Here at Time Extension, we've been following James Lambert's work for a while now, paying particular attention to his outstanding Portal 64 demake. But recently, the programmer blew our minds once again by showing off another one of his other projects: a small game jam demo that he put together that manages to pull off Gamecube-quality graphics on original N64 hardware.

Lambert created the demo for the last N64Brew Summer game jam, enlisting the help of the artist Caitlin G Cooke to create the art for the stained glass windows and Jeff Nichter to produce the music.

As Lambert explains in a video he uploaded to his channel last Saturday (September 16th), the demo uses 40 MB of texture information but only runs on 4 MB of RAM thanks to taking advantage of a technique similar to ID Software's MegaTextures (a method of texture rendering developed for the 2011 game RAGE that allowed for textures up to 32,000 x 32,000 pixels). The N64 version of the technique only allows for 1024 x 1024 pixels, which is pretty common by today's standards, he admits, but is far larger than anything we'd typically expect to see on the Nintendo console.

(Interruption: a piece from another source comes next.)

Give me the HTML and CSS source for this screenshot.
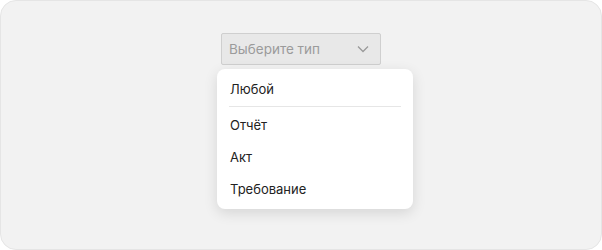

In the video, Lambert goes on to explain the concept of the texture image space, the limitations of the N64's tile cache, and the two techniques he used to achieve these incredible results in the demo.

The first technique is called mipmapping and is basically the process of creating multiple lower-resolution versions of the same image to solve potential performance issues as you don't have to load the most detailed textures every time. Meanwhile, the second technique involves reusing tiles from frame to frame and only streaming those that are absolutely necessary from the N64 cartridge in order to complete the image.

The video then ends with a question that you're probably wondering: "Could you make a game out of this?" Well, the answer to that is a little complicated and would require a bit more problem-solving, according to Lambert.

As he explains in the video:

"You probably could, but there are some trade offs. There’s a lot of texture information and about 40mb in this small scene here and the limit is about 60mb. So you have to find ways to either use textures across levels and scenes, make a game that’s fun in just a small number of rooms, or potentially just use smaller textures. I don’t think you need to have the texture quality I have in this demo."

If you want to try this demo out and take a look at it yourself, you can download it now from Lambert's GitHub page.